(Adds Barclays note on dollar/yen)
* Yen rise leads to speculation of Japan intervention
* Yen volatility soars to highest since June 2013
* Euro off recent highs, trades below $1.13
By Anirban Nag
LONDON, Feb 12 (Reuters) - The yen was on track on Friday for its biggest weekly gain against the dollar since late 2008 as worries about global growth supported inflows to safe-haven assets, although the currency’s recent surge stalled in London trade.
Japanese officials stepped up their attempts to talk the yen down, with Finance Minister Taro Aso hoping that the G20 finance leaders gathering in Shanghai this month will consider a global policy response to the recent market turmoil.
Major central banks including the European Central Bank, the Bank of Japan and the Swiss National Bank have all adopted negative rates to boost inflation. But these are weighing on banks’ earnings and dragging down stocks globally, threatening business confidence and growth prospects.
The dollar was up 0.15 percent at 112.55 yen, having fallen to 110.985 yen on Thursday, its lowest level since October 2014. It was on track to shed 3.7 percent for the week, its worst since October 2008.
The dollar had jumped to 113 yen in thin trading in Europe on Thursday, leading to speculation that Japanese authorities were checking currency rates, a step that often precedes intervention.
A government official declined to comment on intervention on Friday.
“The introduction of negative interest rates has certainly not weakened the currency,” Commerzbank currency strategist, Lutz Karpowitz, said. “Of course, that is not at all what the Bank of Japan had hoped to achieve. The Japanese officials really need a weak yen unless they want their own inflation projections to become a laughing stock.”

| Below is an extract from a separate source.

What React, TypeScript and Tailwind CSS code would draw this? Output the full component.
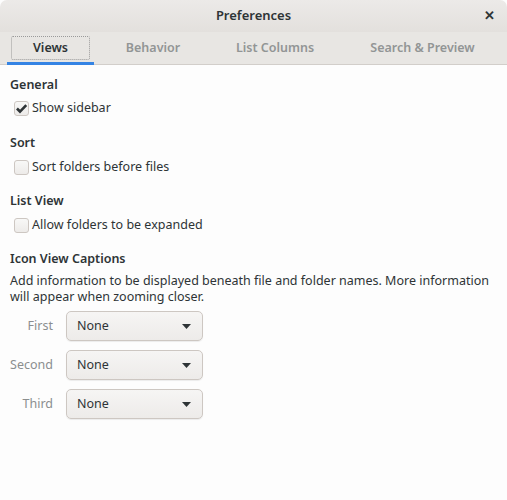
import { useState } from "react";

const tabs = [
  { name: "Views", w: "w-[87px]" },
  { name: "Behavior", w: "w-[118px]" },
  { name: "List Columns", w: "w-[126px]" },
  { name: "Search & Preview", w: "w-[169px]" },
];

function Check({ checked, label }: { checked: boolean; label: string }) {
  return (
    <div className="flex items-center h-[18px] pl-[4px] gap-[3px]">
      <div className="w-[15px] h-[15px] rounded-[3px] border border-[#cdc7c2] bg-gradient-to-b from-[#f8f8f7] to-[#edebe9] flex items-center justify-center">
        {checked && (
          <svg width="13" height="13" viewBox="0 0 12 12">
            <path d="M1.8 6 L4.6 8.8 L10.4 2.8" fill="none" stroke="#2e3436" strokeWidth="2.4" />
          </svg>
        )}
      </div>
      <span>{label}</span>
    </div>
  );
}

function Combo({ label }: { label: string }) {
  return (
    <div className="flex items-center">
      <span className="w-[53px] text-right text-[#8b8e8f]">{label}</span>
      <div className="ml-[13px] w-[137px] h-[30px] rounded-[5px] border border-[#cdc7c2] bg-gradient-to-b from-[#f6f5f4] to-[#edebe9] shadow-[0_1px_1px_rgba(0,0,0,0.07)] flex items-center justify-between pl-[10px] pr-[11px]">
        <span>None</span>
        <svg width="9" height="5" viewBox="0 0 9 5">
          <path d="M0 0 H9 L4.5 5 Z" fill="#2e3436" />
        </svg>
      </div>
    </div>
  );
}

export default function App() {
  const [active] = useState(0);

  return (
    <div className="w-[507px] h-[500px] bg-[#fdfdfd] text-[#2e3436] text-[12.5px] font-['Noto_Sans',sans-serif] flex flex-col">
      <div className="h-[32px] bg-gradient-to-b from-[#eceae8] to-[#e3e0dd] rounded-t-[7px] flex items-center justify-center relative">
        <span className="font-semibold text-[13px] text-[#2e3436]">Preferences</span>
        <span className="absolute right-[12px] top-[9px] text-[13px] font-bold leading-none">✕</span>
      </div>
      <div className="h-[33px] bg-[#e8e6e3] border-b border-[#d2ceca] flex pl-[7px]">
        {tabs.map((t, i) => (
          <div
            key={t.name}
            className={`${t.w} h-full flex items-center justify-center relative font-semibold text-[12.5px] ${
              i === active ? "text-[#2e3436]" : "text-[#929595]"
            }`}
          >
            {i === active && (
              <>
                <div className="absolute left-[4px] right-[4px] top-[4px] bottom-[4px] border border-dotted border-[#9a9a9a] rounded-[2px]" />
                <div className="absolute left-0 right-0 bottom-[-1px] h-[3px] bg-[#3584e4]" />
              </>
            )}
            <span className="relative">{t.name}</span>
          </div>
        ))}
      </div>
      <div className="flex flex-col px-[10px] pt-[11px]">
        <div className="font-semibold h-[18px] flex items-center">General</div>
        <div className="mt-[5px]">
          <Check checked label="Show sidebar" />
        </div>
        <div className="font-semibold h-[18px] flex items-center mt-[17px]">Sort</div>
        <div className="mt-[6px]">
          <Check checked={false} label="Sort folders before files" />
        </div>
        <div className="font-semibold h-[18px] flex items-center mt-[16px]">List View</div>
        <div className="mt-[6px]">
          <Check checked={false} label="Allow folders to be expanded" />
        </div>
        <div className="font-semibold h-[18px] flex items-center mt-[16px]">Icon View Captions</div>
        <p className="mt-[5px] leading-[16px] pr-[5px]">
          Add information to be displayed beneath file and folder names. More information will appear when zooming closer.
        </p>
        <div className="flex flex-col gap-[9px] mt-[6px] -ml-[10px]">
          <Combo label="First" />
          <Combo label="Second" />
          <Combo label="Third" />
        </div>
      </div>
    </div>
  );
}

The yen’s ascent followed the Bank of Japan’s move to adopt negative interest rates on Jan. 29, under which banks have to pay interest on certain deposits held at the BOJ. The dollar hit a high of 121.70 yen, before sliding stocks, slowing Chinese growth and falling crude oil prices sent investors into perceived safe-haven currencies.
Some traders said the dollar could to drop to 110 yen, a level not seen since late 2014, if risk appetite falls further. Barclays cut its dollar/yen forecasts, saying the greenback will fall to 95 yen by the end of the year - more than 20 percent lower than the 120 yen previously forecast.
One-month dollar/yen implied volatility, an indicator of how much currency movement is expected in the weeks ahead, surged to 15.9 percent on Friday, its highest since June 2013, up more than seven points from levels seen this month.